- Born: June 27, 1944 (age 81) Geneva, Switzerland
- Occupation: Photographer
- Known for: Empty Rooms; Africa

= Jean-Jacques Dicker =

Swiss-French-American photographer

Jean-Jacques Dicker (born June 27, 1944 in Geneva, Switzerland) is a Swiss-French-American photographer, best known for his documentary photography of Africa and Southeast Asia and fine art photography including portraits and nudes.

== Background ==
Jean-Jacques Dicker was born in Geneva, Switzerland.

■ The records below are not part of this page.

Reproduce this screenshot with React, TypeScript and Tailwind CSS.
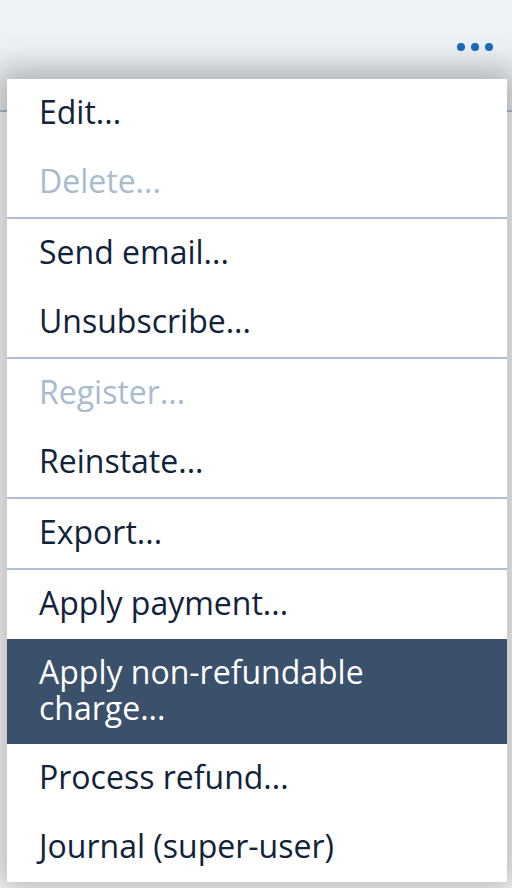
import React from "react";

type Item = { label: string; disabled?: boolean; active?: boolean };

const groups: Item[][] = [
  [{ label: "Edit..." }, { label: "Delete...", disabled: true }],
  [{ label: "Send email..." }, { label: "Unsubscribe..." }],
  [{ label: "Register...", disabled: true }, { label: "Reinstate..." }],
  [{ label: "Export..." }],
  [
    { label: "Apply payment..." },
    { label: "Apply non-refundable charge...", active: true },
    { label: "Process refund..." },
    { label: "Journal (super-user)" },
  ],
];

export default function App() {
  return (
    <div
      className="relative w-[512px] h-[888px] overflow-hidden bg-white"
      style={{ fontFamily: '"Open Sans", "Noto Sans", sans-serif' }}
    >
      <div className="h-[112px] bg-[#edf2f7] border-b-2 border-[#aebfd2] flex justify-end items-start pt-[43px] pr-[19px]">
        <div className="flex gap-[6px]">
          <span className="w-[8px] h-[8px] rounded-full bg-[#1d6bbd]" />
          <span className="w-[8px] h-[8px] rounded-full bg-[#1d6bbd]" />
          <span className="w-[8px] h-[8px] rounded-full bg-[#1d6bbd]" />
        </div>
      </div>

      <div className="absolute left-[7px] top-[79px] w-[500px] bg-white shadow-[0_0_30px_10px_rgba(0,0,0,0.28)] flex flex-col">
        {groups.map((g, gi) => (
          <div
            key={gi}
            className={gi > 0 ? "border-t-2 border-[#b0c0d3] flex flex-col" : "flex flex-col"}
          >
            {g.map((it) => (
              <div
                key={it.label}
                className={
                  "pl-[32px] pr-[100px] pt-[15px] pb-[18px] text-[32px] leading-[36px] " +
                  (it.active
                    ? "bg-[#3a506b] text-white"
                    : it.disabled
                    ? "text-[#a8bbcf]"
                    : "text-[#11233a]")
                }
              >
                {it.label}
              </div>
            ))}
          </div>
        ))}
      </div>
    </div>
  );
}
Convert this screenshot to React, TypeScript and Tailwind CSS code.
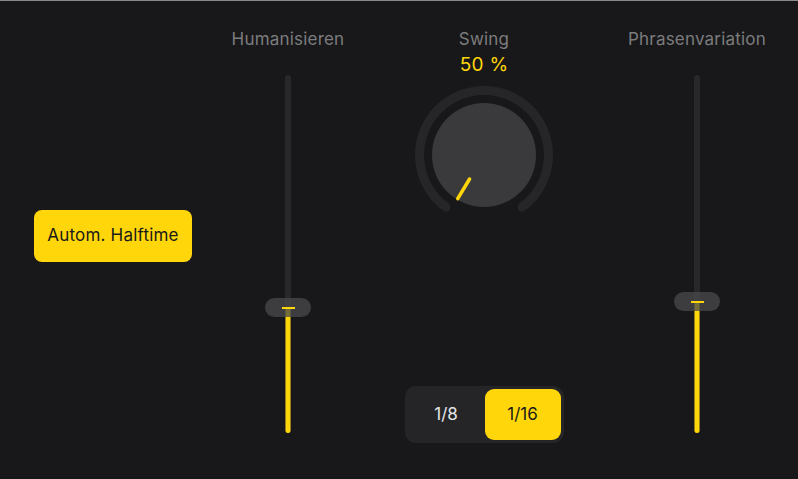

He is the grandson of the actors Georges Pitoëff and Ludmilla Pitoëff.
He traveled through Africa during three years in 1977 and 1978, and then again in 1984, to document many aspects of life in remote villages, including the inner life of prostitutes throughout the continent.

==Awards==
- Nikon Photo Contest International 1973: Black and White Division (Third Prize). Tokyo, Japan
- Nikon Photo Contest International 1974: Black and White Division (Third Prize). Tokyo, Japan
- Bourse Fédérale des Arts Appliqués, (1974 and 1980) Berne, Switzerland.

==Books and articles==
Jean-Jacques Dicker's work has been published in two books: Africa, and Empty Rooms and other journals and magazines. Among them: The International Journal for transpersonal studies, and the Honolulu StarBulletin.